Bert Blink wrote:
> On Sat, 10 Apr 2004 04:31:06 GMT, Jonathan Leffler
> <jleffler_at_earthlink.net> wrote:
>>Jan Hidders wrote:
>>
>>>Jan Hidders wrote:
>>>
>>>>[...] The usual algorithm that gets you to 3NF in one step (the one
>>>>using the minimal cover) splits as little as possible. See for example
>>>>sheet 46 on:
>>>>
>>>> http://cs.ulb.ac.be/cours/info364/relnormnotes.pdf
>>>
>>>Did anyone notice that this algorithm is actually not correct?
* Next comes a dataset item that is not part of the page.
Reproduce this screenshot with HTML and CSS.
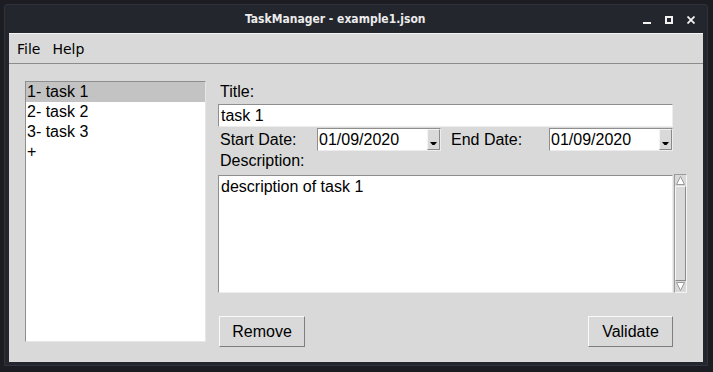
FILE: index.html
```html
<!DOCTYPE html>
<html lang="en">
<head>
    <meta charset="UTF-8">
    <meta name="viewport" content="width=device-width, initial-scale=1.0">
    <title>TaskManager - example1.json</title>
    <link rel="stylesheet" href="styles.css">
</head>
<body>
    <div class="window">
        <div class="titlebar">
            <span class="title">TaskManager - example1.json</span>
            <div class="wm-buttons">
                <svg class="wm-icon" width="8" height="8" viewBox="0 0 8 8"><rect x="0" y="6" width="8" height="2" fill="#f2f2f2"/></svg>
                <svg class="wm-icon" width="8" height="8" viewBox="0 0 8 8"><rect x="1" y="1" width="6" height="6" fill="none" stroke="#f2f2f2" stroke-width="2"/></svg>
                <svg class="wm-icon" width="8" height="8" viewBox="0 0 8 8"><path d="M0.5 0.5 L7.5 7.5 M7.5 0.5 L0.5 7.5" stroke="#f2f2f2" stroke-width="1.8"/></svg>
            </div>
        </div>
        <div class="content">
            <div class="menubar">
                <span class="menu-item">File</span>
                <span class="menu-item">Help</span>
            </div>
            <div class="main">
                <ul class="task-list">
                    <li class="selected">1- task 1</li>
                    <li>2- task 2</li>
                    <li>3- task 3</li>
                    <li class="add">+</li>
                </ul>
                <div class="form">
                    <div class="label">Title:</div>
                    <div class="entry">task 1</div>
                    <div class="date-row">
                        <span class="label start-label">Start Date:</span>
                        <div class="combo">
                            <span class="combo-value">01/09/2020</span>
                            <span class="combo-btn"><svg width="7" height="4" viewBox="0 0 7 4"><polygon points="0,0 7,0 4.5,3 2.5,3" fill="#000"/></svg></span>
                        </div>
                        <span class="label end-label">End Date:</span>
                        <div class="combo">
                            <span class="combo-value">01/09/2020</span>
                            <span class="combo-btn"><svg width="7" height="4" viewBox="0 0 7 4"><polygon points="0,0 7,0 4.5,3 2.5,3" fill="#000"/></svg></span>
                        </div>
                    </div>
                    <div class="label">Description:</div>
                    <div class="desc-wrap">
                        <div class="textarea">description of task 1</div>
                        <div class="scrollbar">
                            <div class="sb-arrow"><svg width="11" height="11" viewBox="0 0 11 11"><polygon points="5.5,1.5 9.5,9.5 1.5,9.5" fill="#fff" stroke="#9a9a9a"/></svg></div>
                            <div class="sb-thumb"></div>
                            <div class="sb-arrow"><svg width="11" height="11" viewBox="0 0 11 11"><polygon points="1.5,1.5 9.5,1.5 5.5,9.5" fill="#fff" stroke="#9a9a9a"/></svg></div>
                        </div>
                    </div>
                    <div class="actions">
                        <button class="btn remove">Remove</button>
                        <button class="btn validate">Validate</button>
                    </div>
                </div>
            </div>
        </div>
    </div>
</body>
</html>
```

FILE: styles.css
```css
body {
    margin: 0;
    padding: 4px 0 0 4px;
    background-color: #1b1d23;
    height: 372px;
    box-sizing: border-box;
    overflow: hidden;
}
.window {
    width: 704px;
    height: 362px;
    box-sizing: border-box;
    border: 1px solid #30333b;
    border-radius: 3px 3px 0 0;
    background-color: #23262d;
    display: flex;
    flex-direction: column;
}
.titlebar {
    height: 28px;
    display: flex;
    align-items: center;
    color: #ececec;
}
.title {
    margin-left: 240px;
    font-family: 'DejaVu Sans', sans-serif;
    font-stretch: condensed;
    font-weight: bold;
    font-size: 12px;
}
.wm-buttons {
    margin-left: auto;
    margin-right: 12px;
    display: flex;
    gap: 14px;
    margin-top: 2px;
}
.wm-icon {
    display: block;
}
.content {
    margin: 0 4px 3px 4px;
    width: 694px;
    height: 329px;
    background-color: #d9d9d9;
    display: flex;
    flex-direction: column;
    font-family: 'Liberation Sans', Arial, sans-serif;
    font-size: 16px;
    color: #000;
}
.menubar {
    height: 31px;
    box-sizing: border-box;
    border-top: 1px solid #f4f4f4;
    border-bottom: 1px solid #8c8c8c;
    display: flex;
    align-items: center;
    padding-left: 2px;
    font-family: 'DejaVu Sans', sans-serif;
    font-size: 14px;
}
.menu-item {
    padding: 0 6px;
}
.main {
    display: flex;
    padding: 17px 16px 0 16px;
}
.task-list {
    list-style: none;
    margin: 0;
    padding: 0;
    width: 181px;
    height: 261px;
    box-sizing: border-box;
    background-color: #fff;
    border: 1px solid;
    border-color: #8e8e8e #e6e6e6 #e6e6e6 #8e8e8e;
}
.task-list li {
    height: 20px;
    line-height: 20px;
    padding-left: 1px;
}
.task-list li.selected {
    background-color: #c3c3c3;
}
.form {
    margin-left: 12px;
    width: 469px;
    padding-top: 1px;
    display: flex;
    flex-direction: column;
}
.label {
    line-height: 20px;
    padding-left: 2px;
}
.entry {
    margin-top: 2px;
    width: 455px;
    height: 23px;
    box-sizing: border-box;
    line-height: 21px;
    padding-left: 2px;
    background-color: #fff;
    border: 1px solid;
    border-color: #8e8e8e #ededed #ededed #8e8e8e;
}
.date-row {
    margin-top: 1px;
    display: flex;
    align-items: center;
    height: 23px;
}
.start-label {
    width: 99px;
    box-sizing: border-box;
}
.end-label {
    width: 108px;
    box-sizing: border-box;
    padding-left: 10px;
}
.combo {
    width: 124px;
    height: 23px;
    box-sizing: border-box;
    display: flex;
    background-color: #fff;
    border: 1px solid;
    border-color: #8e8e8e #ededed #ededed #8e8e8e;
}
.combo-value {
    flex: 1;
    line-height: 21px;
    padding-left: 1px;
}
.combo-btn {
    width: 13px;
    box-sizing: border-box;
    background-color: #d9d9d9;
    border: 1px solid;
    border-color: #f4f4f4 #8a8a8a #8a8a8a #f4f4f4;
    display: flex;
    align-items: flex-end;
    justify-content: center;
    padding-bottom: 3px;
}
.desc-wrap {
    margin-top: 3px;
    display: flex;
    align-items: flex-start;
}
.textarea {
    margin-top: 1px;
    width: 455px;
    height: 118px;
    box-sizing: border-box;
    padding: 1px 2px;
    line-height: 20px;
    background-color: #fff;
    border: 1px solid;
    border-color: #8e8e8e #ededed #ededed #8e8e8e;
}
.scrollbar {
    margin-left: 1px;
    width: 13px;
    height: 119px;
    box-sizing: border-box;
    border: 1px solid;
    border-color: #9a9a9a #f4f4f4 #f4f4f4 #9a9a9a;
    display: flex;
    flex-direction: column;
}
.sb-arrow {
    height: 11px;
}
.sb-arrow svg {
    display: block;
}
.sb-thumb {
    flex: 1;
    border: 1px solid;
    border-color: #f4f4f4 #8a8a8a #8a8a8a #f4f4f4;
}
.actions {
    margin-top: 23px;
    width: 455px;
    display: flex;
    justify-content: space-between;
}
.btn {
    height: 31px;
    box-sizing: border-box;
    padding: 0;
    font-family: 'Liberation Sans', Arial, sans-serif;
    font-size: 16px;
    color: #000;
    background-color: #d9d9d9;
    border: 1px solid;
    border-color: #fafafa #7e7e7e #7e7e7e #fafafa;
    border-radius: 0;
}
.remove {
    width: 86px;
    margin-left: 1px;
}
.validate {
    width: 85px;
}
```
Take the
>>>following example of a relation R(A,B,C,D,E) with the set of FDs:
>>>
>>> { AB->C, AB->D, BC->D }
>>
>>You've lost E - was that a mistake in the FD's or in the example relation?
>>
>>
>>>It is clear that the relation ABCD is not in 3NF. Since the set of FDs
>>>it is already a minimal cover the resulting decomposition is:
>>>
>>> { ABCD, BCD }
>>>
>>>But that gives us our old relation back (plus a projection) so this is
>>>definitely not in 3NF.
>>>
>>>The strange thing is that this algorithm appears as such in the Elmasri
>>>and Navathe and also in Date (but not Ullman). Surely these two major
>>>textbooks would not get the most fundamental algorithm in normalization
>>>theory wrong? Or would they? Reminds me a little of the
>>>misrepresentation of 5NF in many textbooks.
>
> See p321Table 10.1 in E&N 4th Edition & elswhere in the text.
>
> It specifically mentions the need to preserve the Candidate Key (CK)
> as a separate relation in particular when the CK is not on the LHS of
> any FD in the minimal cover.
>
> So you need an extra relation r3(A, B, E).
The E shouldn't have been there. But even if it is, that doesn't solve
the problem. The decomposition { ABCD, BCD, ABE } is also not in 3NF.
Received on Sat Apr 10 2004 - 03:41:45 CDT